GitHub Copilot sort of does that in a way that is both worse and better than the proposal.
Worse in that it doesn’t really know the types and possible values as a deterministic compiler.
Better in that it suggests based on context and likelihood, so suggests common idioms both community-wide and possibly project/file-specific.
Other LLM coding tools probably give a similar experience.
For the complete list, I also think it is unfortunately too long to be useful, unless there’s a good ranking mechanism to show us what we are more likely to want in the context (in which case we’re back to LLM territory, perhaps?).
If the objective is ranking a finite list of functions, I wonder whether an LLM would be overkill?
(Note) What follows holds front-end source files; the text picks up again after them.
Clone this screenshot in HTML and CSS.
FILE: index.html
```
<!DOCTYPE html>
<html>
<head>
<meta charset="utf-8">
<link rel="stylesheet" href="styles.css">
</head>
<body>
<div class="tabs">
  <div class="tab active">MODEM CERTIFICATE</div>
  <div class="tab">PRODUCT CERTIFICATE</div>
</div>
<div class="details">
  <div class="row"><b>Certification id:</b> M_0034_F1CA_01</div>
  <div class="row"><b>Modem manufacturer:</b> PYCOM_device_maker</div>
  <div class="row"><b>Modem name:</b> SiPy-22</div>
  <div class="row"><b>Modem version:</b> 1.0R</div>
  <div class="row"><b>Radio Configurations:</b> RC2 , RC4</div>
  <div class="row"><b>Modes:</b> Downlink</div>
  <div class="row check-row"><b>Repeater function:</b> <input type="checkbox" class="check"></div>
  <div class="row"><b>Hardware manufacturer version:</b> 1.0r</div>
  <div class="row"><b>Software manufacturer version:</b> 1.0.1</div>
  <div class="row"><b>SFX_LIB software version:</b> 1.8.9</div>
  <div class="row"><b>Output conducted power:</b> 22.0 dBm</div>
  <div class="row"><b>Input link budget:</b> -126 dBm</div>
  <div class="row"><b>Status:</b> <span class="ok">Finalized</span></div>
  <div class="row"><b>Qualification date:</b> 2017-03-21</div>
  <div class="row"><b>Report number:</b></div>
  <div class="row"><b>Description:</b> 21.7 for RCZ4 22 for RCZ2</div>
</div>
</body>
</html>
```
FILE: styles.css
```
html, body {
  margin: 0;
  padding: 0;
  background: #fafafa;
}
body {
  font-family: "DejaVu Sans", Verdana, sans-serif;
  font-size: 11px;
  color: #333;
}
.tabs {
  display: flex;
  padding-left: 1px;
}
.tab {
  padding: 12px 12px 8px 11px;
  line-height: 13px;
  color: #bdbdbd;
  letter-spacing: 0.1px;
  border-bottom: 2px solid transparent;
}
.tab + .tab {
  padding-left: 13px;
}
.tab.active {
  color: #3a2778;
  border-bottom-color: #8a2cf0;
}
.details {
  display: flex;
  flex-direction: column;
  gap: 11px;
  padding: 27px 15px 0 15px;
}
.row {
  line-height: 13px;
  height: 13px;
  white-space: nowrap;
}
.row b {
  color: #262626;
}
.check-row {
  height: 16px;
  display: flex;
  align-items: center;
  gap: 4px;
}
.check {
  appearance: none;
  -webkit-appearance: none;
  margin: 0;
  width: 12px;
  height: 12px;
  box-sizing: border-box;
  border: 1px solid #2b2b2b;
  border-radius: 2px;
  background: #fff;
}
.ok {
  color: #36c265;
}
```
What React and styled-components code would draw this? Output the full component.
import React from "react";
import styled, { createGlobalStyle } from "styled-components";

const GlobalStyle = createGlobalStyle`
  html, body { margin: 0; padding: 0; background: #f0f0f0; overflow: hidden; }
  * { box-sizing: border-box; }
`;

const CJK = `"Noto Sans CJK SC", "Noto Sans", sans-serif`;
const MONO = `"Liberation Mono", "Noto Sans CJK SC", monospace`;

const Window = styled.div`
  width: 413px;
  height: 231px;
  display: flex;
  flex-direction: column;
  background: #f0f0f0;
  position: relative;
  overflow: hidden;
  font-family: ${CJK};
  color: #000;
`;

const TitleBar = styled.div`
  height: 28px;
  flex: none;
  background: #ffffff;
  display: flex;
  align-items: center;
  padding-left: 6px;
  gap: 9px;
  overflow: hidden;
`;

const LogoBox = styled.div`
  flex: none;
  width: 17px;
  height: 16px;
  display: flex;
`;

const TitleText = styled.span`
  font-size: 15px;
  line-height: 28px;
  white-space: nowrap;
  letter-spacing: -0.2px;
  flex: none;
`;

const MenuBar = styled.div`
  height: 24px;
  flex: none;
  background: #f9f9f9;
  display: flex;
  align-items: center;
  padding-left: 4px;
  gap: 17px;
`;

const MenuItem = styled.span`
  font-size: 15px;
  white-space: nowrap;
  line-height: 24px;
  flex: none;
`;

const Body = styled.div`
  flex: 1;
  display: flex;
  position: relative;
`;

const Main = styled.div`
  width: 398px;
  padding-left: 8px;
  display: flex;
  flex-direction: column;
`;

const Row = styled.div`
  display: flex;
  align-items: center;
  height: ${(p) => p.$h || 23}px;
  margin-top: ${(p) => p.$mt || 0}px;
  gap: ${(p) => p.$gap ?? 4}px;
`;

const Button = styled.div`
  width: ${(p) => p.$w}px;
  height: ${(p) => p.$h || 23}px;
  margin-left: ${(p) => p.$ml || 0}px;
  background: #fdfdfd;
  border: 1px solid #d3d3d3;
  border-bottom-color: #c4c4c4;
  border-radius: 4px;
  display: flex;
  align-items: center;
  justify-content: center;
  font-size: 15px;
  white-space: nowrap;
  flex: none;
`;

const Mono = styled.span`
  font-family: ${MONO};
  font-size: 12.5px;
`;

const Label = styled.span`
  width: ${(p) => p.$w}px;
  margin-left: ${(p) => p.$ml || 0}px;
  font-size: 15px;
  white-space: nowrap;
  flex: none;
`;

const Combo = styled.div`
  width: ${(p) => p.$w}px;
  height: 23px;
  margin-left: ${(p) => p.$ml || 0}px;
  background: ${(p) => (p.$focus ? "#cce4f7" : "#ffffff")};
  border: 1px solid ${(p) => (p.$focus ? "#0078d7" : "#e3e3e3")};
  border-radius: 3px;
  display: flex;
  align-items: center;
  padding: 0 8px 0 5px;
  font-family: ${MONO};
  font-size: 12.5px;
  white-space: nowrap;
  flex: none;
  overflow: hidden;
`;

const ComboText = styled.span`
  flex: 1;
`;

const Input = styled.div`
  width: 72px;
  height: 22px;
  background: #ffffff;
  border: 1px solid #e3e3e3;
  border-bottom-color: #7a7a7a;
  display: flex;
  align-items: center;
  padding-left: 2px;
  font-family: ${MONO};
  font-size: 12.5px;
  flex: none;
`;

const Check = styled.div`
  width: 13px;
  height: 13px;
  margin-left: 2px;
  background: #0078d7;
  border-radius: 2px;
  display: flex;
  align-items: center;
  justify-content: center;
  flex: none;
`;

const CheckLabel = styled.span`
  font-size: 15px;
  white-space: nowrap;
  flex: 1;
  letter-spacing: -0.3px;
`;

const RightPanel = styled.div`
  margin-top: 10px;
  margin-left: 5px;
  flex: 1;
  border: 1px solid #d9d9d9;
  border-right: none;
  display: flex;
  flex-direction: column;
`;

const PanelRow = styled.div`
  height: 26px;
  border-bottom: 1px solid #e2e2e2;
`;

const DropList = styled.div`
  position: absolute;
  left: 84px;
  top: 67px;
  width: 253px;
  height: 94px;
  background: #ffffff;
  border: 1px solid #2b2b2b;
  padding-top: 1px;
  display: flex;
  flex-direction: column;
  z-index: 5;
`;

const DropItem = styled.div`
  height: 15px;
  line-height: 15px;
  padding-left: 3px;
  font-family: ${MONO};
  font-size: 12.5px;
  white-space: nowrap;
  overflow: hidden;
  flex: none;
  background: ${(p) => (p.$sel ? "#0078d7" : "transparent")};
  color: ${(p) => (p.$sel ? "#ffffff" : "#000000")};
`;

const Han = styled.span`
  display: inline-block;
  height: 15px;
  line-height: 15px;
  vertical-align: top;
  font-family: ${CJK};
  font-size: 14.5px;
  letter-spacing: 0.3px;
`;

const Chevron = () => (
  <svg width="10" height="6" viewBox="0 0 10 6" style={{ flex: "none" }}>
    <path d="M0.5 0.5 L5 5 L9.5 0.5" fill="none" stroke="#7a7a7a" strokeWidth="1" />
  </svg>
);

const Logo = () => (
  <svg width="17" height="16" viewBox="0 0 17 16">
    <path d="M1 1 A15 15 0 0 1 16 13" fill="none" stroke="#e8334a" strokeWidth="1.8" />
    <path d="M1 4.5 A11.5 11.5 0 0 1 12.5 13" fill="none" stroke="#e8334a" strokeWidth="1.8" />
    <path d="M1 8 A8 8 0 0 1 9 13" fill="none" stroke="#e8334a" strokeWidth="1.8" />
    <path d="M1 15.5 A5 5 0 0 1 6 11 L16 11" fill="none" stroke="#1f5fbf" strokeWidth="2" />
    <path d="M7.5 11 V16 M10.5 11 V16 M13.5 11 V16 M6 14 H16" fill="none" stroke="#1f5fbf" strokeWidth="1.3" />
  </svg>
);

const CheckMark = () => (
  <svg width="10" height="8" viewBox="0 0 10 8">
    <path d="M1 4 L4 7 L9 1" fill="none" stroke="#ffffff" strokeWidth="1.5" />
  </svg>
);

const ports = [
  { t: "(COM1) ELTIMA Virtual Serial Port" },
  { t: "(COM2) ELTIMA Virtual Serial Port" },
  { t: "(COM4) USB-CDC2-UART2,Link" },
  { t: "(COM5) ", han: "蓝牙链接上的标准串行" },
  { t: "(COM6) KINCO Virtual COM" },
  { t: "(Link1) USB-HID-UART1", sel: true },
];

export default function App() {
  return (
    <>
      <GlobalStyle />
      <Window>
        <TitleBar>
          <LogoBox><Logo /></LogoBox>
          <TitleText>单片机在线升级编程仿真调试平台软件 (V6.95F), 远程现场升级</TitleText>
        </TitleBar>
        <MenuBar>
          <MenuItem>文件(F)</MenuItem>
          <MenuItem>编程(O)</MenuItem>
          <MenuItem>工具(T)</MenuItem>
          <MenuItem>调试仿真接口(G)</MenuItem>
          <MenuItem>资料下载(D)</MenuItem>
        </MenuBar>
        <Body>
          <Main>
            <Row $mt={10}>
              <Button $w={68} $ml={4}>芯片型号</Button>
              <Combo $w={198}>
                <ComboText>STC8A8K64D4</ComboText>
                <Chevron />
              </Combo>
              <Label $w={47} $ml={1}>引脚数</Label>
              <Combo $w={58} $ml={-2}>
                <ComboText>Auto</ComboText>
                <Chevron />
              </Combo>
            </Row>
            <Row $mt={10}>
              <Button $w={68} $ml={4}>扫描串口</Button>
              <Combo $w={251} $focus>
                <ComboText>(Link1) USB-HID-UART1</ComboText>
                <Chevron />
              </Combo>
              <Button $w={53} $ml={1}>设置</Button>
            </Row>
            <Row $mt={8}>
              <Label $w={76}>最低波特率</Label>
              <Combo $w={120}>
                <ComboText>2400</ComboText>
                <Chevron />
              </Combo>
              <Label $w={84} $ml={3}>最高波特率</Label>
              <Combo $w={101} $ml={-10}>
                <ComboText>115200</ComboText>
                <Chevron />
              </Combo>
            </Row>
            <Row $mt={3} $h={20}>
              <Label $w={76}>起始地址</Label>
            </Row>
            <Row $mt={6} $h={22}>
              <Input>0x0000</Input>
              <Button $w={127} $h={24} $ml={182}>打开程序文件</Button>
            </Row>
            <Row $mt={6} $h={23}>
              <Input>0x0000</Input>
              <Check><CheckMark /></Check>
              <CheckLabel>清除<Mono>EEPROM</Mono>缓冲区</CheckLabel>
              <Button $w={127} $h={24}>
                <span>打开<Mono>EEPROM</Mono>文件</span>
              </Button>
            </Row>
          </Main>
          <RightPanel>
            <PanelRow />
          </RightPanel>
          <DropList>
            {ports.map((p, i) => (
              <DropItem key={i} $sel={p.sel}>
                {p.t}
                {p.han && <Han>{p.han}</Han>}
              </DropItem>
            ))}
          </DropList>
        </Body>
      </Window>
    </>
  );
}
Would be interesting if you could train a narrower model & make it small/light enough to run on-device, and and maybe even ship with the LSP itself.
Though I imagine that would complicate installation.
Is the idea to support LSP only? Would DAP be considered in the future roadmap as well?
Would be nice to be able to use breakpoints and such for debugging.
The readme on expert-lsp.org seems to be about Tableau, something with templates. I am confused. Does anyone know where the official language server is?